* **Information supplied**:
+++

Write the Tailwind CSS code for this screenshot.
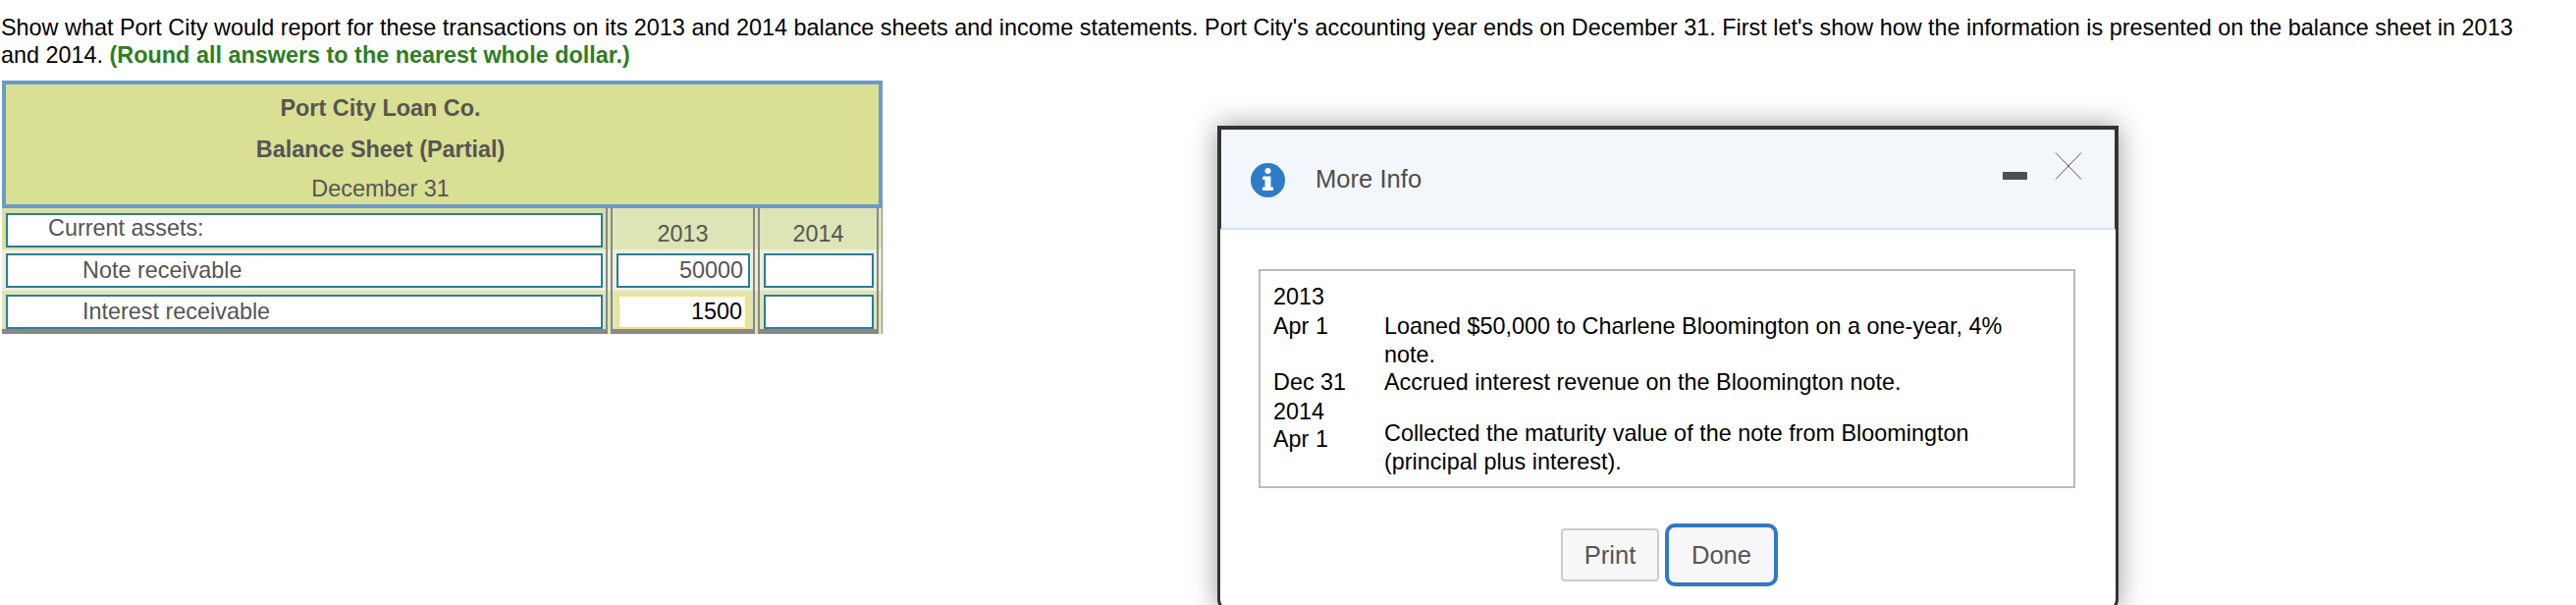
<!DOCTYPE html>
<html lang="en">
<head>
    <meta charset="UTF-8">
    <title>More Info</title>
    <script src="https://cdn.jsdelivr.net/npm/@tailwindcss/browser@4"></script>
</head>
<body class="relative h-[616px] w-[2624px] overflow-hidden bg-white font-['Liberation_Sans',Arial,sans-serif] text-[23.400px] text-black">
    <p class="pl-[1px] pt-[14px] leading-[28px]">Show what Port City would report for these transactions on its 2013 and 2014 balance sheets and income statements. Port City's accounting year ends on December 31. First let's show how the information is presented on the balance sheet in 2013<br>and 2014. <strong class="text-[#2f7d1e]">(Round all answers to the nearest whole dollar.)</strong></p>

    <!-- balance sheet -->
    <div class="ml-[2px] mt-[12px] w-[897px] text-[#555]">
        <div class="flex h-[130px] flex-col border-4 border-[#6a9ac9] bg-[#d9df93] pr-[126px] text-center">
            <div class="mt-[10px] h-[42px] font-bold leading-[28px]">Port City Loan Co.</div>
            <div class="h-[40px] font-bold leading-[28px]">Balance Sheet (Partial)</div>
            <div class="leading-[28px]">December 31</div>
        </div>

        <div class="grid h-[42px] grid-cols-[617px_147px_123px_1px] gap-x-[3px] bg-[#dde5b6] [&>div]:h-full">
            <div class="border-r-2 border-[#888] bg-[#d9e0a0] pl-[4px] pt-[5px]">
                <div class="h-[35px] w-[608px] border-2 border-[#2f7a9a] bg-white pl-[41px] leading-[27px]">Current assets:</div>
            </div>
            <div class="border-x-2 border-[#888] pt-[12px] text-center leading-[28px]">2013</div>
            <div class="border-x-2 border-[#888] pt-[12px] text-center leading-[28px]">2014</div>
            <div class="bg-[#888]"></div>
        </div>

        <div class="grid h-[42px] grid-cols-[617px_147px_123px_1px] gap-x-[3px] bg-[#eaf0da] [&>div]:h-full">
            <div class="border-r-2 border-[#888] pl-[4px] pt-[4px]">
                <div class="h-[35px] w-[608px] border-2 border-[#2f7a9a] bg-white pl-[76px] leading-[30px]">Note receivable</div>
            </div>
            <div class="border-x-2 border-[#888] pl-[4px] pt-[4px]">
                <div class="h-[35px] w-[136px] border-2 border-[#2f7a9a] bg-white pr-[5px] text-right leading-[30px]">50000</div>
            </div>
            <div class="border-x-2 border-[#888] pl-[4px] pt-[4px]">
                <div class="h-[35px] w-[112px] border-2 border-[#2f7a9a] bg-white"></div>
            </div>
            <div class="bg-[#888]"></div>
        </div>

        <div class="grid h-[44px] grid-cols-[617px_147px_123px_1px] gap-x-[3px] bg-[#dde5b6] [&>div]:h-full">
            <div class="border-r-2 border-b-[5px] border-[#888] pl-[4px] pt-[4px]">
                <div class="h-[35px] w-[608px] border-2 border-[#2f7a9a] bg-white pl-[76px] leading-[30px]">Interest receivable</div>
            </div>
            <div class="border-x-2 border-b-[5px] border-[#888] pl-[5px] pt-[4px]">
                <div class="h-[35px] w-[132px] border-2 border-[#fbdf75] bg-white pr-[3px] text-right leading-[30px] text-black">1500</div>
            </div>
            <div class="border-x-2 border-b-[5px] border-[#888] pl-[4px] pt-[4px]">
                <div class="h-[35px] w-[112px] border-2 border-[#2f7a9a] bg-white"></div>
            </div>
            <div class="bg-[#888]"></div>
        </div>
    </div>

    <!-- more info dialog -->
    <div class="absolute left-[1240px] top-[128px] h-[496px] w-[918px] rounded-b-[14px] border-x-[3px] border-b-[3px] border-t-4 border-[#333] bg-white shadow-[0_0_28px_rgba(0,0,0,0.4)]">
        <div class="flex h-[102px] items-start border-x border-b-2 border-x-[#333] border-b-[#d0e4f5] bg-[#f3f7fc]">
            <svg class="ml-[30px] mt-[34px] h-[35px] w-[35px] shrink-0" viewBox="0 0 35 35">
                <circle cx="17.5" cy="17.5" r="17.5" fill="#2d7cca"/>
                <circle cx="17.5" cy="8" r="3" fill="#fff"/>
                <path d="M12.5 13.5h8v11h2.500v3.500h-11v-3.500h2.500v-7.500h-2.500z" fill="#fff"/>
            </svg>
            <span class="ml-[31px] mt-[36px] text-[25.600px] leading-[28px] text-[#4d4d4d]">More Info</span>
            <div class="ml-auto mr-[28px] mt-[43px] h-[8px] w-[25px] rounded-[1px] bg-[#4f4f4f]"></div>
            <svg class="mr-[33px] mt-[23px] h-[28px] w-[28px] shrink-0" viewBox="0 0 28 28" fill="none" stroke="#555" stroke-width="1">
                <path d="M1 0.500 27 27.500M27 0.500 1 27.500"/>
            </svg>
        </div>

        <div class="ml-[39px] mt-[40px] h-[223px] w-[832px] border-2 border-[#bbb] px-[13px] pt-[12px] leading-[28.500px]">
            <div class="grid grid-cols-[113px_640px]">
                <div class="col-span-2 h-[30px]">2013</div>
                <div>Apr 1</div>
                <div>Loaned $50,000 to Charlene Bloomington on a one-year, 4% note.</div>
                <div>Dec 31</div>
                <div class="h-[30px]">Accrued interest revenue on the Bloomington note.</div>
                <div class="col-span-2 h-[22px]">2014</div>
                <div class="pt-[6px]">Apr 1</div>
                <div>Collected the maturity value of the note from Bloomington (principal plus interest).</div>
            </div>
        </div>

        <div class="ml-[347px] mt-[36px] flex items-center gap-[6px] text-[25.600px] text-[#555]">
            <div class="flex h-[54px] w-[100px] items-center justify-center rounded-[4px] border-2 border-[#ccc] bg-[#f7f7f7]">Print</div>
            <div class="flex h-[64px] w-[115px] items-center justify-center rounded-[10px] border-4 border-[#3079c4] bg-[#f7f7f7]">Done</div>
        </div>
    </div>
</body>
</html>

+++

* **Brief**:
Write out the data precisely as given, excluding the pictures.

* **Task solution**:
Write the Tailwind CSS code for this screenshot.
<!DOCTYPE html>
<html lang="en">
<head>
    <meta charset="UTF-8">
    <title>More Info</title>
    <script src="https://cdn.jsdelivr.net/npm/@tailwindcss/browser@4"></script>
</head>
<body class="relative h-[616px] w-[2624px] overflow-hidden bg-white font-['Liberation_Sans',Arial,sans-serif] text-[23.400px] text-black">
    <p class="pl-[1px] pt-[14px] leading-[28px]">Show what Port City would report for these transactions on its 2013 and 2014 balance sheets and income statements. Port City's accounting year ends on December 31. First let's show how the information is presented on the balance sheet in 2013<br>and 2014. <strong class="text-[#2f7d1e]">(Round all answers to the nearest whole dollar.)</strong></p>

    <!-- balance sheet -->
    <div class="ml-[2px] mt-[12px] w-[897px] text-[#555]">
        <div class="flex h-[130px] flex-col border-4 border-[#6a9ac9] bg-[#d9df93] pr-[126px] text-center">
            <div class="mt-[10px] h-[42px] font-bold leading-[28px]">Port City Loan Co.</div>
            <div class="h-[40px] font-bold leading-[28px]">Balance Sheet (Partial)</div>
            <div class="leading-[28px]">December 31</div>
        </div>

        <div class="grid h-[42px] grid-cols-[617px_147px_123px_1px] gap-x-[3px] bg-[#dde5b6] [&>div]:h-full">
            <div class="border-r-2 border-[#888] bg-[#d9e0a0] pl-[4px] pt-[5px]">
                <div class="h-[35px] w-[608px] border-2 border-[#2f7a9a] bg-white pl-[41px] leading-[27px]">Current assets:</div>
            </div>
            <div class="border-x-2 border-[#888] pt-[12px] text-center leading-[28px]">2013</div>
            <div class="border-x-2 border-[#888] pt-[12px] text-center leading-[28px]">2014</div>
            <div class="bg-[#888]"></div>
        </div>

        <div class="grid h-[42px] grid-cols-[617px_147px_123px_1px] gap-x-[3px] bg-[#eaf0da] [&>div]:h-full">
            <div class="border-r-2 border-[#888] pl-[4px] pt-[4px]">
                <div class="h-[35px] w-[608px] border-2 border-[#2f7a9a] bg-white pl-[76px] leading-[30px]">Note receivable</div>
            </div>
            <div class="border-x-2 border-[#888] pl-[4px] pt-[4px]">
                <div class="h-[35px] w-[136px] border-2 border-[#2f7a9a] bg-white pr-[5px] text-right leading-[30px]">50000</div>
            </div>
            <div class="border-x-2 border-[#888] pl-[4px] pt-[4px]">
                <div class="h-[35px] w-[112px] border-2 border-[#2f7a9a] bg-white"></div>
            </div>
            <div class="bg-[#888]"></div>
        </div>

        <div class="grid h-[44px] grid-cols-[617px_147px_123px_1px] gap-x-[3px] bg-[#dde5b6] [&>div]:h-full">
            <div class="border-r-2 border-b-[5px] border-[#888] pl-[4px] pt-[4px]">
                <div class="h-[35px] w-[608px] border-2 border-[#2f7a9a] bg-white pl-[76px] leading-[30px]">Interest receivable</div>
            </div>
            <div class="border-x-2 border-b-[5px] border-[#888] pl-[5px] pt-[4px]">
                <div class="h-[35px] w-[132px] border-2 border-[#fbdf75] bg-white pr-[3px] text-right leading-[30px] text-black">1500</div>
            </div>
            <div class="border-x-2 border-b-[5px] border-[#888] pl-[4px] pt-[4px]">
                <div class="h-[35px] w-[112px] border-2 border-[#2f7a9a] bg-white"></div>
            </div>
            <div class="bg-[#888]"></div>
        </div>
    </div>

    <!-- more info dialog -->
    <div class="absolute left-[1240px] top-[128px] h-[496px] w-[918px] rounded-b-[14px] border-x-[3px] border-b-[3px] border-t-4 border-[#333] bg-white shadow-[0_0_28px_rgba(0,0,0,0.4)]">
        <div class="flex h-[102px] items-start border-x border-b-2 border-x-[#333] border-b-[#d0e4f5] bg-[#f3f7fc]">
            <svg class="ml-[30px] mt-[34px] h-[35px] w-[35px] shrink-0" viewBox="0 0 35 35">
                <circle cx="17.5" cy="17.5" r="17.5" fill="#2d7cca"/>
                <circle cx="17.5" cy="8" r="3" fill="#fff"/>
                <path d="M12.5 13.5h8v11h2.500v3.500h-11v-3.500h2.500v-7.500h-2.500z" fill="#fff"/>
            </svg>
            <span class="ml-[31px] mt-[36px] text-[25.600px] leading-[28px] text-[#4d4d4d]">More Info</span>
            <div class="ml-auto mr-[28px] mt-[43px] h-[8px] w-[25px] rounded-[1px] bg-[#4f4f4f]"></div>
            <svg class="mr-[33px] mt-[23px] h-[28px] w-[28px] shrink-0" viewBox="0 0 28 28" fill="none" stroke="#555" stroke-width="1">
                <path d="M1 0.500 27 27.500M27 0.500 1 27.500"/>
            </svg>
        </div>

        <div class="ml-[39px] mt-[40px] h-[223px] w-[832px] border-2 border-[#bbb] px-[13px] pt-[12px] leading-[28.500px]">
            <div class="grid grid-cols-[113px_640px]">
                <div class="col-span-2 h-[30px]">2013</div>
                <div>Apr 1</div>
                <div>Loaned $50,000 to Charlene Bloomington on a one-year, 4% note.</div>
                <div>Dec 31</div>
                <div class="h-[30px]">Accrued interest revenue on the Bloomington note.</div>
                <div class="col-span-2 h-[22px]">2014</div>
                <div class="pt-[6px]">Apr 1</div>
                <div>Collected the maturity value of the note from Bloomington (principal plus interest).</div>
            </div>
        </div>

        <div class="ml-[347px] mt-[36px] flex items-center gap-[6px] text-[25.600px] text-[#555]">
            <div class="flex h-[54px] w-[100px] items-center justify-center rounded-[4px] border-2 border-[#ccc] bg-[#f7f7f7]">Print</div>
            <div class="flex h-[64px] w-[115px] items-center justify-center rounded-[10px] border-4 border-[#3079c4] bg-[#f7f7f7]">Done</div>
        </div>
    </div>
</body>
</html>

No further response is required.